Kuriozalna wypowiedź kanclerza Niemiec. Scholz już snuje plany współpracy z Rosją

Katarzyna Rochowicz
14 grudnia 2022, 11:56 • 1 minuta czytania
Olaf Scholz wygłosił kuriozalne przemówienie podczas uroczystości z okazji 70-lecia Komisji Wschodniej Niemieckiej Gospodarki. Kanclerz Niemiec w swojej wypowiedzi odniósł się do prawdopodobnej współpracy z Rosją. Scholz stwierdził, że Moskwie trzeba "dać szansę".
Olaf Scholz wypowiedział się na temat przyszłych planów współpracy z Rosją. Fot. Tobias Schwarz / AFP / East News

Kanclerz Niemiec Olaf Scholz wziął udział w obchodach 70-lecia Komisji Wschodniej Niemieckiej Gospodarki (Ost-Ausschuss). W przemówieniu wygłosił opinię na temat przyszłych stosunków między Niemcami a Rosją. Polityk powiedział, że relacje gospodarcze między Niemcami a Rosją mogą być wznowione, jeśli Kreml zakończy wojnę przeciw Ukrainie.
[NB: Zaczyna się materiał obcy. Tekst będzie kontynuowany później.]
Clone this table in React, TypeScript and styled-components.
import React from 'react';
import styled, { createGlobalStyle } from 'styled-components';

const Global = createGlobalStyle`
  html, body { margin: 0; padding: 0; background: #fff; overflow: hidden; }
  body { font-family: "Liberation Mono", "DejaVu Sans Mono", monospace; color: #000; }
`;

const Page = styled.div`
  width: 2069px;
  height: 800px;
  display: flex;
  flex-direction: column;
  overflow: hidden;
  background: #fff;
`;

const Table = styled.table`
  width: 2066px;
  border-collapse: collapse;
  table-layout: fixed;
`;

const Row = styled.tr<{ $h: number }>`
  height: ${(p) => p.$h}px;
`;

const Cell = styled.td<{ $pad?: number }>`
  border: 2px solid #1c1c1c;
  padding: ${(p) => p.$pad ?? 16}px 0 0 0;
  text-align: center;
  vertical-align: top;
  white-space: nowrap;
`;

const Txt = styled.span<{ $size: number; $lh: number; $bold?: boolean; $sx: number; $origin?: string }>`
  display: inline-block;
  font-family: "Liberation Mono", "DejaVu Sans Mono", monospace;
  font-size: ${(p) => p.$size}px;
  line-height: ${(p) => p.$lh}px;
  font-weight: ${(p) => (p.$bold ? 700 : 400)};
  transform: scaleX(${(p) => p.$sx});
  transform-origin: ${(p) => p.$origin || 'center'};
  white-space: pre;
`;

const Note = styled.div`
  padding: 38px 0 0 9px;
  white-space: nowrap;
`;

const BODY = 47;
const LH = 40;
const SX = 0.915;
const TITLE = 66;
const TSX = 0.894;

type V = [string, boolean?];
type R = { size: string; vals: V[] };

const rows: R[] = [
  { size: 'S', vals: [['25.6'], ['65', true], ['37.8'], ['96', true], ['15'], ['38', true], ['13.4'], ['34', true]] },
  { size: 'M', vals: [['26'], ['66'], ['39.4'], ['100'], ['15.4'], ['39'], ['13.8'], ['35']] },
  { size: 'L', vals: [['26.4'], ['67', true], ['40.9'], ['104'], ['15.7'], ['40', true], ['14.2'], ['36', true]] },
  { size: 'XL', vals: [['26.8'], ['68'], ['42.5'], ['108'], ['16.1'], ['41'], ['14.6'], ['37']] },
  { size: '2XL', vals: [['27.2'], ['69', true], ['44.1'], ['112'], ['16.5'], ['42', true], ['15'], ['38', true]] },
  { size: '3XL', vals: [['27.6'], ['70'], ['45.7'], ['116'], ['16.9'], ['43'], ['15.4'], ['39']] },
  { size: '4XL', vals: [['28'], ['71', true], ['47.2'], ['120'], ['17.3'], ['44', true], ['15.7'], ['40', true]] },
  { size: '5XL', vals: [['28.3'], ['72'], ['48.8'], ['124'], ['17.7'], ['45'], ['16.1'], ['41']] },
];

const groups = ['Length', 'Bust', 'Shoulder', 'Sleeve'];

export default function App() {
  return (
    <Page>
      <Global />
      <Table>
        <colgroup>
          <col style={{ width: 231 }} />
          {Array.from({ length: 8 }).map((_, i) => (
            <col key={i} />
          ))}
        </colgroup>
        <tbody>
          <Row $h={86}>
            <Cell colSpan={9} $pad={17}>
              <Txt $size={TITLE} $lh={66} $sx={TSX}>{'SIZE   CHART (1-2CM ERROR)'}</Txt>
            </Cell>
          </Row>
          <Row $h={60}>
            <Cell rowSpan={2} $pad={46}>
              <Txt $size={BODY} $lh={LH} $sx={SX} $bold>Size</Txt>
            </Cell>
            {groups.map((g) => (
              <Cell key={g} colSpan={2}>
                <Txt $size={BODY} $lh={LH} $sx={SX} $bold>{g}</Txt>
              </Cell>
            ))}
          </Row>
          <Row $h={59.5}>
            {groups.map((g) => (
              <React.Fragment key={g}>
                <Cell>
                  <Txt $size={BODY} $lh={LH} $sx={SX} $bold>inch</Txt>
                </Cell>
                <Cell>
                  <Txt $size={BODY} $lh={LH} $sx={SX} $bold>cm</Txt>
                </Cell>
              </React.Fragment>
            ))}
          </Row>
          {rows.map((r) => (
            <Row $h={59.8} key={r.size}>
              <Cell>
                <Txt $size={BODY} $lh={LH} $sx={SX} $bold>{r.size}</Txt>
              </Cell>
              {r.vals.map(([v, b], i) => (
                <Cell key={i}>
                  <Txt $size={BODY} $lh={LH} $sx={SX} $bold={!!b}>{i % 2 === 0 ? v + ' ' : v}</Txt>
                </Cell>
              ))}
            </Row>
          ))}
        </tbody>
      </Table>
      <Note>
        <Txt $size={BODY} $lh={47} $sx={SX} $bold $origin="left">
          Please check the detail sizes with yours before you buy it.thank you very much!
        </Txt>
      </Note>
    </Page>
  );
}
Scholz w swoich poprzednich wystąpieniach mówił, że Zachód nie zniesie sankcji nałożonych na Rosję, dopóki Moskwa nie wycofa swoich wojsk z Ukrainy i nie osiągnie porozumienia pokojowego z Kijowem.
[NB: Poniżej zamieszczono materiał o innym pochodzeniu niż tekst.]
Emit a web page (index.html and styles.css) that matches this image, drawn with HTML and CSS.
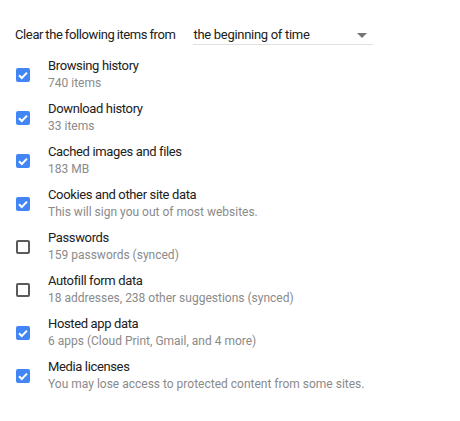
FILE: index.html
```html
<!DOCTYPE html>
<html>
<head>
<meta charset="utf-8">
<link rel="stylesheet" href="styles.css">
</head>
<body>
<div class="page">
  <div class="header">
    <span class="header-label">Clear the following items from</span>
    <div class="select">
      <span class="select-value">the beginning of time</span>
      <span class="select-arrow"></span>
    </div>
  </div>
  <div class="list">
    <div class="row">
      <span class="box checked"><svg viewBox="0 0 14 14" class="tick"><path d="M3 7.2 L5.8 10 L11 4.6" /></svg></span>
      <div class="text"><div class="title">Browsing history</div><div class="sub">740 items</div></div>
    </div>
    <div class="row">
      <span class="box checked"><svg viewBox="0 0 14 14" class="tick"><path d="M3 7.2 L5.8 10 L11 4.6" /></svg></span>
      <div class="text"><div class="title">Download history</div><div class="sub">33 items</div></div>
    </div>
    <div class="row">
      <span class="box checked"><svg viewBox="0 0 14 14" class="tick"><path d="M3 7.2 L5.8 10 L11 4.6" /></svg></span>
      <div class="text"><div class="title">Cached images and files</div><div class="sub">183 MB</div></div>
    </div>
    <div class="row">
      <span class="box checked"><svg viewBox="0 0 14 14" class="tick"><path d="M3 7.2 L5.8 10 L11 4.6" /></svg></span>
      <div class="text"><div class="title">Cookies and other site data</div><div class="sub">This will sign you out of most websites.</div></div>
    </div>
    <div class="row">
      <span class="box"></span>
      <div class="text"><div class="title">Passwords</div><div class="sub">159 passwords (synced)</div></div>
    </div>
    <div class="row">
      <span class="box"></span>
      <div class="text"><div class="title">Autofill form data</div><div class="sub">18 addresses, 238 other suggestions (synced)</div></div>
    </div>
    <div class="row">
      <span class="box checked"><svg viewBox="0 0 14 14" class="tick"><path d="M3 7.2 L5.8 10 L11 4.6" /></svg></span>
      <div class="text"><div class="title">Hosted app data</div><div class="sub">6 apps (Cloud Print, Gmail, and 4 more)</div></div>
    </div>
    <div class="row">
      <span class="box checked"><svg viewBox="0 0 14 14" class="tick"><path d="M3 7.2 L5.8 10 L11 4.6" /></svg></span>
      <div class="text"><div class="title">Media licenses</div><div class="sub">You may lose access to protected content from some sites.</div></div>
    </div>
  </div>
</div>
</body>
</html>
```
FILE: styles.css
```css
html, body {
  margin: 0;
  padding: 0;
  background: #ffffff;
}
body {
  font-family: Roboto, "Liberation Sans", Arial, sans-serif;
  color: #333333;
  width: 460px;
  height: 421px;
  overflow: hidden;
}
.page {
  padding: 26px 0 0 15px;
}
.header {
  display: flex;
  align-items: flex-start;
  gap: 17px;
  height: 19px;
}
.header-label {
  font-size: 13px;
  line-height: 18px;
  color: #212121;
  letter-spacing: -0.38px;
  word-spacing: -0.6px;
}
.select {
  width: 179px;
  height: 18px;
  border-bottom: 1px solid #e0e0e0;
  display: flex;
  align-items: flex-start;
  justify-content: space-between;
  box-sizing: content-box;
  padding-left: 1px;
}
.select-value {
  font-size: 13px;
  line-height: 18px;
  color: #212121;
  letter-spacing: -0.3px;
}
.select-arrow {
  width: 0;
  height: 0;
  border-left: 5px solid transparent;
  border-right: 5px solid transparent;
  border-top: 5px solid #757575;
  margin-right: 6px;
  margin-top: 7px;
}
.list {
  margin-top: 12px;
  display: flex;
  flex-direction: column;
  gap: 8px;
}
.row {
  display: flex;
  align-items: center;
  height: 35px;
}
.box {
  width: 14px;
  height: 14px;
  box-sizing: border-box;
  border: 2px solid #5a5a5a;
  border-radius: 2px;
  margin-left: 1px;
  margin-right: 18px;
  flex: none;
  position: relative;
}
.box.checked {
  background: #4285f4;
  border-color: #4285f4;
}
.tick {
  position: absolute;
  left: -2px;
  top: -2px;
  width: 14px;
  height: 14px;
}
.tick path {
  fill: none;
  stroke: #ffffff;
  stroke-width: 2;
}
.text {
  display: flex;
  flex-direction: column;
}
.title {
  font-size: 13px;
  line-height: 18px;
  color: #212121;
  letter-spacing: -0.36px;
}
.sub {
  font-size: 12px;
  line-height: 17px;
  color: #8a8a8a;
}
```
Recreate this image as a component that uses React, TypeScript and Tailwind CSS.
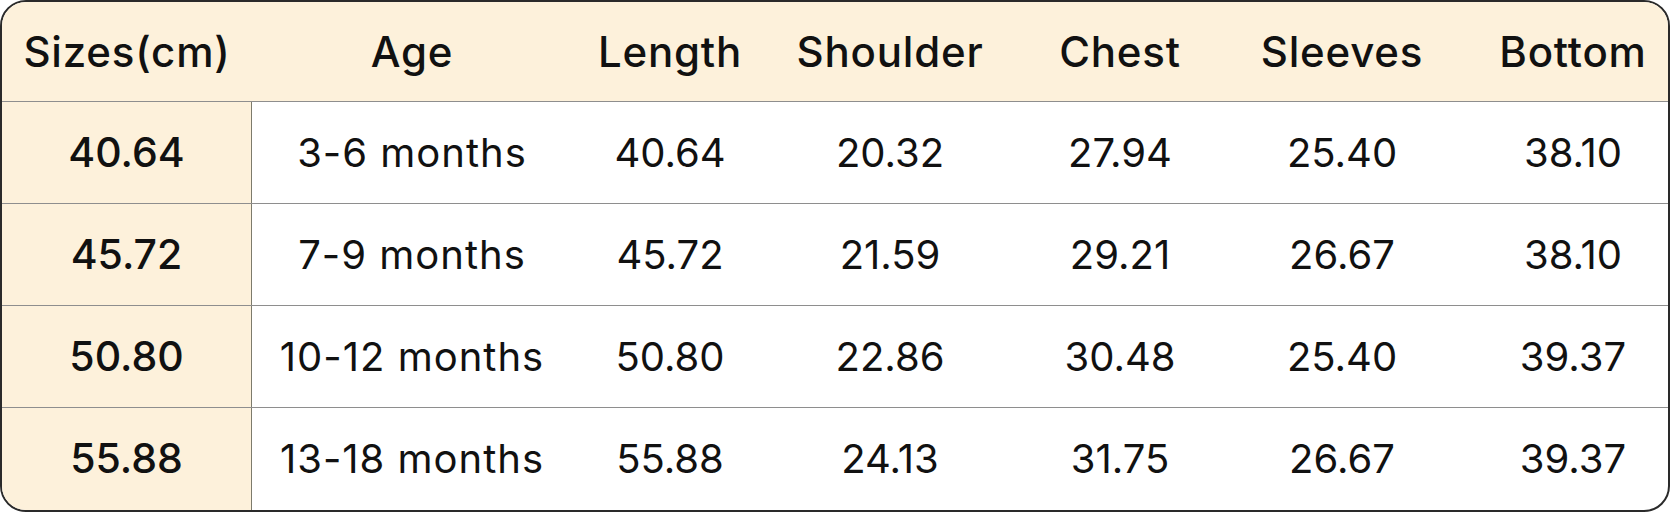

– W tej chwili nasze stosunki są ograniczane, ograniczane, ograniczane – powiedział Scholz, odnosząc się do zachodnich sankcji nałożonych na Rosję, które obecnie ograniczyły dwustronny handel i inwestycje.
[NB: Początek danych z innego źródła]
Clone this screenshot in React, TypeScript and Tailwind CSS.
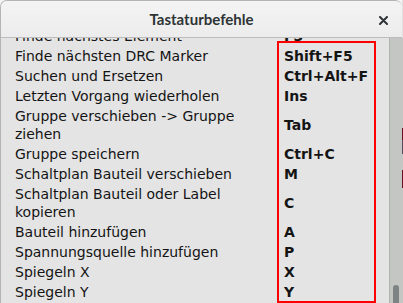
export default function App() {
  const rows: { label: string; keys: string }[] = [
    { label: "Finde nächstes Element", keys: "F3" },
    { label: "Finde nächsten DRC Marker", keys: "Shift+F5" },
    { label: "Suchen und Ersetzen", keys: "Ctrl+Alt+F" },
    { label: "Letzten Vorgang wiederholen", keys: "Ins" },
    { label: "Gruppe verschieben -> Gruppe ziehen", keys: "Tab" },
    { label: "Gruppe speichern", keys: "Ctrl+C" },
    { label: "Schaltplan Bauteil verschieben", keys: "M" },
    { label: "Schaltplan Bauteil oder Label kopieren", keys: "C" },
    { label: "Bauteil hinzufügen", keys: "A" },
    { label: "Spannungsquelle hinzufügen", keys: "P" },
    { label: "Spiegeln X", keys: "X" },
    { label: "Spiegeln Y", keys: "Y" },
  ];

  return (
    <div className="w-[403px] h-[303px] bg-[#f4f4f4] flex overflow-hidden">
      {/* window */}
      <div className="relative w-[402px] h-[303px] flex flex-col rounded-t-[7px] border-l border-t border-[#b4b4b4] overflow-hidden bg-[#e4e4e4]">
        {/* title bar */}
        <div className="h-[37px] shrink-0 flex items-center justify-center relative bg-gradient-to-b from-[#f4f4f4] to-[#ececec] border-b border-[#bcbcbc]">
          <span className="font-['Lato','DejaVu_Sans',sans-serif] font-bold text-[15px] text-[#2e3436]">
            Tastaturbefehle
          </span>
          <svg
            className="absolute right-[14px] top-[15px]"
            width="9"
            height="9"
            viewBox="0 0 9 9"
          >
            <path d="M1 1 L8 8 M8 1 L1 8" stroke="#2e3436" strokeWidth="2" strokeLinecap="round" />
          </svg>
        </div>

        {/* body */}
        <div className="flex flex-1 min-h-0">
          <div className="flex-1 overflow-hidden">
            <div className="-mt-[11px] grid grid-cols-[250px_1fr] gap-x-[19px] gap-y-[2px] pl-[14px] font-['DejaVu_Sans',sans-serif] text-[14px] leading-[18px] text-[#141414]">
              {rows.map((r) => (
                <div key={r.label} className="contents">
                  <div>{r.label}</div>
                  <div className="font-bold flex items-center">{r.keys}</div>
                </div>
              ))}
            </div>
          </div>
          {/* scrollbar */}
          <div className="w-[13px] shrink-0 bg-[#c3c6c3] border-l border-[#b0b3b0] flex flex-col justify-end pl-[3px]">
            <div className="w-[6px] h-[18px] rounded-t-full bg-[#7e8383]" />
          </div>
        </div>

        {/* annotation box */}
        <div className="absolute left-[276px] top-[40px] w-[99px] h-[262px] border-2 border-[#ff0000] pointer-events-none" />
      </div>
      {/* desktop behind */}
      <div className="flex-1 flex flex-col bg-[#c3c6c3]">
        <div className="h-[38px] bg-[#e0e0e0]" />
        <div className="h-[90px]" />
        <div className="h-[12px] bg-[#6b1020]" />
        <div className="h-[14px] bg-[#5a4a60]" />
        <div className="h-[16px]" />
        <div className="h-[18px] bg-[#6b1020]" />
        <div className="flex-1" />
      </div>
    </div>
  );
}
Scholz: "Rosji trzeba dać szansę"

Jak podaje Reuters, kanclerz Niemiec dodał, że Rosji trzeba dać szansę w przyszłości.

– Rosji, która zakończy wojnę, należy dać szansę na odnowienie współpracy gospodarczej. Ale to nie teraz – powiedział Olaf Scholz.

Jak podaje "Die Welt", zdaniem Scholza Władimir Putin nie osiągnął wszystkich swoich celów w wojnie na Ukrainie, a wręcz się przeliczył co do nich. – Żaden z planów Putina się nie powiódł – mówił Scholz w oświadczeniu.

Biuro kanclerza w oficjalnym komunikacie: potępiamy rosyjskie ataki

Niedawno informowaliśmy w naTemat.pl o rozmowie telefonicznej kanclerza Niemiec z gospodarzem Kremla, która miała miejsce 2 grudnia. Rozmowa odbyła się z inicjatywy władz w Berlinie.

Jak podała agencja TASS, prezydent Rosji Władimir Putin w rozmowie z kanclerzem Niemiec Olafem Scholzem zaznaczył, że Rosjanie nie mają wyboru, jeśli chodzi o ataki w Ukrainie.

Jeśli chodzi o stanowisko władz w Berlinie, to biuro kanclerza przekazało, że Scholz "potępił w szczególności rosyjskie ataki powietrzne na infrastrukturę cywilną na Ukrainie i podkreśliła determinację Niemiec do wspierania Ukrainy w zapewnianiu jej zdolności obronnych przed rosyjską agresją".

"Kanclerz wezwał prezydenta Rosji do jak najszybszego znalezienia rozwiązania dyplomatycznego, w tym wycofania wojsk rosyjskich" – podkreślało w komunikacie biuro prasowe kanclerza RFN.

Ponadto kanclerz Niemiec i prezydent Rosji podczas rozmowy omówili także globalną sytuację żywnościową, która jest szczególnie napięta w wyniku rosyjskiej wojny. Przypomnijmy, że wprawdzie pod agendą ONZ i Turcji uzgodniono, że z ukraińskich portów będzie wypływać zboże, ale Rosjanie już kilka razy złamała tę umowę. Scholz i Putin uzgodnili, że pozostaną w kontakcie.